— Start —

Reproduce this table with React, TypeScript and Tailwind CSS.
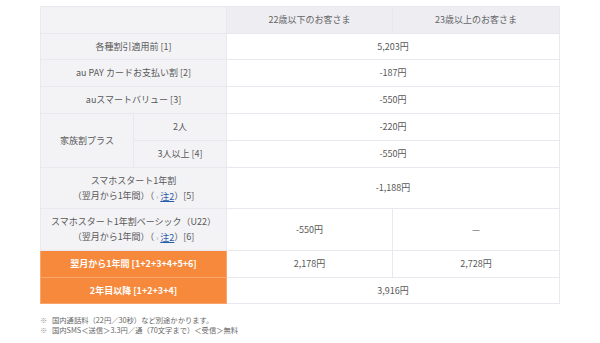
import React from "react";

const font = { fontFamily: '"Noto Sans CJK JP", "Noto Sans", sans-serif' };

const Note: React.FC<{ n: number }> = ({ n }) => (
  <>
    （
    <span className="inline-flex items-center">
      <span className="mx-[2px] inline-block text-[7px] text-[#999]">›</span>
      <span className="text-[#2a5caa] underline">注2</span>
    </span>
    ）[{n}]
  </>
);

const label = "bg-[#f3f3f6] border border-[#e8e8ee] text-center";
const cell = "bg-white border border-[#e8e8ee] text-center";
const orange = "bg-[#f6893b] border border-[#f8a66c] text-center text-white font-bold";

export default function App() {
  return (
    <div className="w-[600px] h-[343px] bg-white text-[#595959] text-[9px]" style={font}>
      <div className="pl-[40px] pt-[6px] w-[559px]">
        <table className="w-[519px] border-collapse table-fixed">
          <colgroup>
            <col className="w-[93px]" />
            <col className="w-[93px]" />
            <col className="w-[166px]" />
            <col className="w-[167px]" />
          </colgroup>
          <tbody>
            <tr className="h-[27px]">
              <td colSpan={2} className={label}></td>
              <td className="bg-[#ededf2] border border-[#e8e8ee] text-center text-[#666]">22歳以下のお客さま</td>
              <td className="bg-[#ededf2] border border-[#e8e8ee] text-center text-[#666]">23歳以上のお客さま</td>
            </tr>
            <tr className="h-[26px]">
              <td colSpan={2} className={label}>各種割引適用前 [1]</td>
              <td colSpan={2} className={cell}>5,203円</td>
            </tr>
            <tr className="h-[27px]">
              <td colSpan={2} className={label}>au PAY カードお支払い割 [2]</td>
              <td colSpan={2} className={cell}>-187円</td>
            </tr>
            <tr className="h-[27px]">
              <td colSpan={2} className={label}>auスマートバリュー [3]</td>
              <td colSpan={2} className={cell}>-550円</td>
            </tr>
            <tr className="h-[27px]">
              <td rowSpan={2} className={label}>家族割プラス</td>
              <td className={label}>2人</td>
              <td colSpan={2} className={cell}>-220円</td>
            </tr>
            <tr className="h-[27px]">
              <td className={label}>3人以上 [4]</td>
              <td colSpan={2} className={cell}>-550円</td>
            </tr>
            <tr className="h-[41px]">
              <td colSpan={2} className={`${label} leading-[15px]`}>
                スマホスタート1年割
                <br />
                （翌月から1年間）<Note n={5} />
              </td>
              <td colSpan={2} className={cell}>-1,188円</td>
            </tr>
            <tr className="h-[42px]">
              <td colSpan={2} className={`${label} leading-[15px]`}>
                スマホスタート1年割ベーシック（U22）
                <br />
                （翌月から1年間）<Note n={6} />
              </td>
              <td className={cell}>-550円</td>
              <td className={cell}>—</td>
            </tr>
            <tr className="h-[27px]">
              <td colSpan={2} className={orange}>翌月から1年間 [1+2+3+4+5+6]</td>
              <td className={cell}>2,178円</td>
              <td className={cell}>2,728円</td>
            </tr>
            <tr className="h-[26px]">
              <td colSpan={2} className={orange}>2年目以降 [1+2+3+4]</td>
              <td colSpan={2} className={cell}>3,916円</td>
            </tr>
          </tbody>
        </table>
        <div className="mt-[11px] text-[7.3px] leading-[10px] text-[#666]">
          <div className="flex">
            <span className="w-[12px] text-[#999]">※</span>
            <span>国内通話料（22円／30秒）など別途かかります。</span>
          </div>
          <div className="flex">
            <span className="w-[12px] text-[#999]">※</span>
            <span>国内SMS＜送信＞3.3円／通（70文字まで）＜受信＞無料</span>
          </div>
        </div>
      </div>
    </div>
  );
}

— End —

▸ Written task
Isolate the lines that hold the word "React" and copy all of them.

▸ Full output
Reproduce this table with React, TypeScript and Tailwind CSS.
import React from "react";
const Note: React.FC<{ n: number }> = ({ n }) => (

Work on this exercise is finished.